Today the odds of winning Powerball are about 1 in 292 million. Mega Millions just made its game even harder to win, too, lowering the odds of purchasing a winning ticket from 1 in 290.5 million to 1 in 302.6 million. It also increased the price of a ticket from $2 to $5.
For the first 25 years of multi-state lotteries, Powerball and Mega Millions were also only available in different states, leaving much of the country having to go across state lines to get the other game’s prize when it outpaced their own prize.
Then in 2010, the two games agreed to cross selling, which opened up the prizes in both games to the large majority of the country.
The only states that don’t have Powerball and Mega Millions tickets sold in them are Alabama and Utah, which both have very conservative politics, Alaska and Hawaii, which don’t have to worry about their residents crossing into a neighboring state to buy tickets, and Nevada, where casino interests have blocked the competing form of gambling.
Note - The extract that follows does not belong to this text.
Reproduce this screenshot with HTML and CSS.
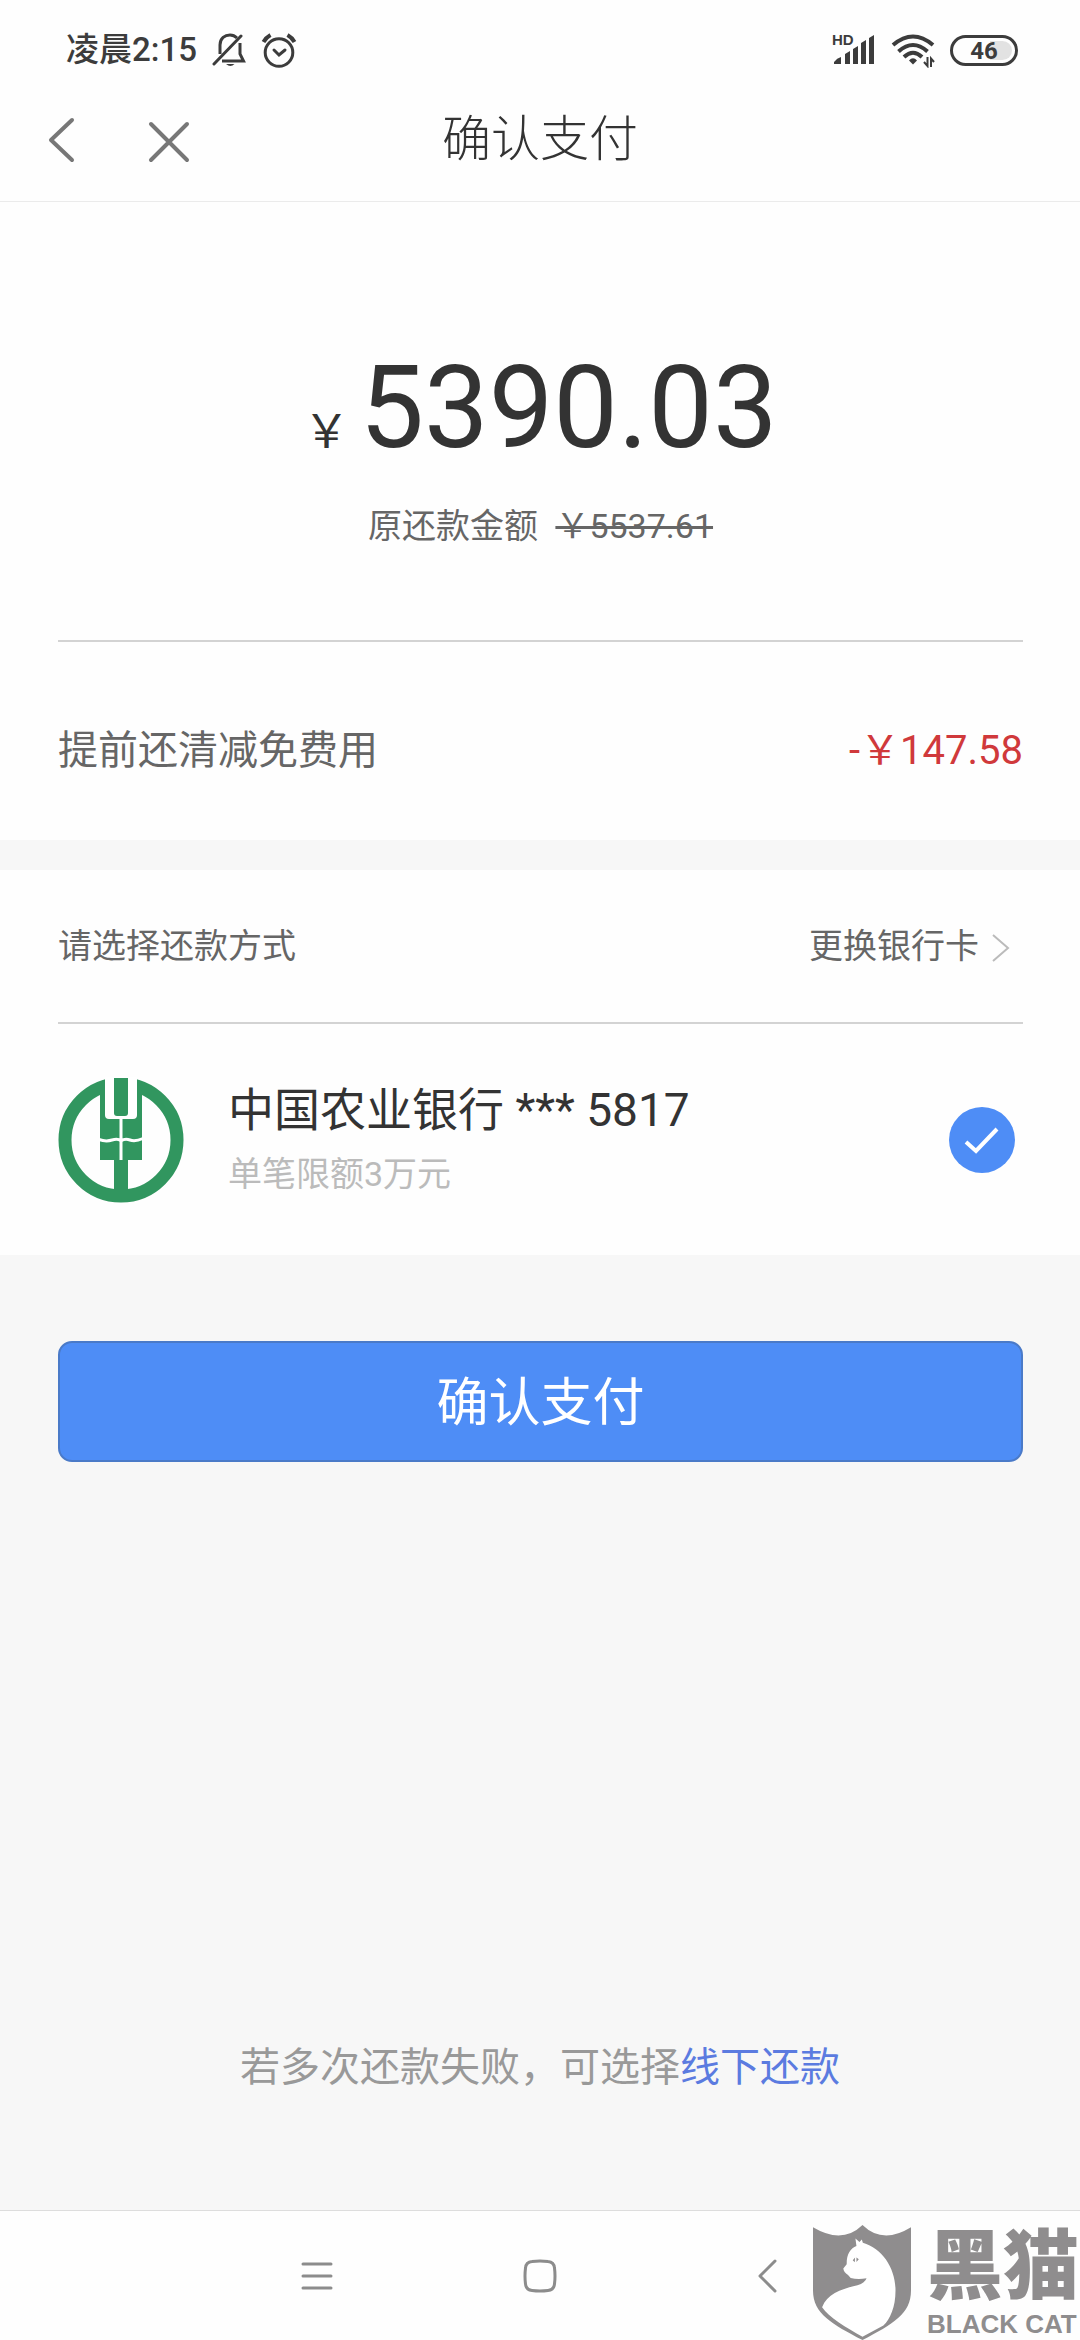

The lottery bigger than Powerball
The $110 billion spent on lottery tickets comes to about $1,000 per American adult a year. And since an estimated half of adults don’t buy lottery tickets, the average for those who do play is about twice that amount.
Despite all the attention that the billion-dollar prizes receive, Powerball and Mega Millions are not the nation’s largest lottery games. About 70% of lotto tickets sold are instant scratch off tickets, said Victor Matheson, professor of economics at the College of the Holy Cross.
Matheson said the instant games with much smaller prizes offer better odds at winning some kind of prize, and they typically attract lower income players than Powerball and Mega Millions, which attract higher income players, especially when prizes get so large.
“The way people think about their lives is, ‘I want to do something that fundamentally changes it,’ not just makes it incrementally better,” he said. “So a scratch-off ticket will do that for some people and not for others. But for most people, a $600 million cash prize would be significant money.”